The art of living

Got the urge to “pick the pen up” after two years… I saw a snippet of a podcast the other day and this guy was talking about how small the Earth is, and in the same vein about how small we are compared to the universe. He talked about how if you zoom all the way out and look back at Earth, we’re on this small floating blue dot. I think we get lost in our day to day, what bills we have to pay, what’s going on at work, and forget that we’re all on this tiny floating blue dot together, sharing the human experience together. We forget how lucky we are to live this life, and in the same vein, forget to live. The question "What’s the meaning of life?” gets posed all the time. You may have asked yourself this recently. I know it’s come up a lot for me in the last two years. Whether you’re looking for the meaning or purpose, I think the answer has always been the same - to truly live and enjoy your life and all the experiences that come with it. But what’s keeping us from doing that?

I think a large part of our “problem”, mine included, is the society that we find ourselves in. Everything these days points to social media. What to buy. How to dress. What to watch. What to listen to. What’s “popular”. How to “live”. I think we’ve lost our sense of living and instead allow ourselves to be influenced by everything we see on our phones and in the media. Just look at the reaction to when tik tok was down for literally like 8 hours and that’ll show you most everything you need to know. Social media influencers may be some of the most powerful people out there. We all follow and pay attention to them in some form or fashion. At the end of the day, whether you like what they’re posting/doing, they still capture and “rob” us of our time. Granted, that’s not to say they’re all bad. Like with most things, there’s checks and balances. Finding a good middle ground and guarding your time should be the focus, which I along with millions of other Americans, struggle with. I’ve found myself looking at a post and thinking “damn that looks fun” or “I wish I could do that”. The thing I have to remind myself is that I can. There’s nothing stopping me, or any of us from doing whatever we want and taking our time back. Nothing stopping us from picking up a new hobby, or going somewhere new, getting out more, or whatever it is you may find yourself always coming back to in your mind. Time is the only consistent thing we will ever own in our whole life.

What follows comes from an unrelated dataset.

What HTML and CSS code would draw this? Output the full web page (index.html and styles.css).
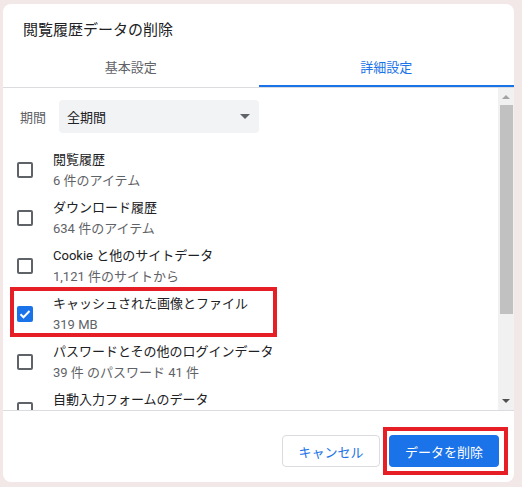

There’s a video I saw last year of this man being interviewed in a park while he’s painting in which he says “It is a privilege to be alive. It’s a privilege. It's a privilege to love. It’s a privilege to talk. It’s a privilege to make things. I should say, you can make a statement like that, ‘It’s a joy to be alive’, and hold two things at once. Sometimes it’s so immensely painful. Sometimes it hurts to be alive. It’s all part of one feeling. They don’t cancel one another out. I just love being alive because I’m alive. I’m alive because I love my wife. And I’ve got kids and I adore them. And I love my neighbors and I love people I don’t know. Even the people I don’t get along with. It’s like we’re all here and this is our experience and it’s just one of great gratitude and pleasures.”

I love that whole statement and I think that’s the answer. Remembering the privilege and blessing it is that God chose us to wake up each morning that He does. It’s a privilege to get snowed in the house for the weekend. To go to class. Work. Have a bad day. Make a new connection with someone. Wake up with a cold. It’s all a privilege because it means we’re still here and living. All a part of the same experience. And that experience is shared in some way by the random person you walked past on the street or the person you sped by on the highway because they were driving too slow. It all comes back to these moments. And that’s where I think we get the answer.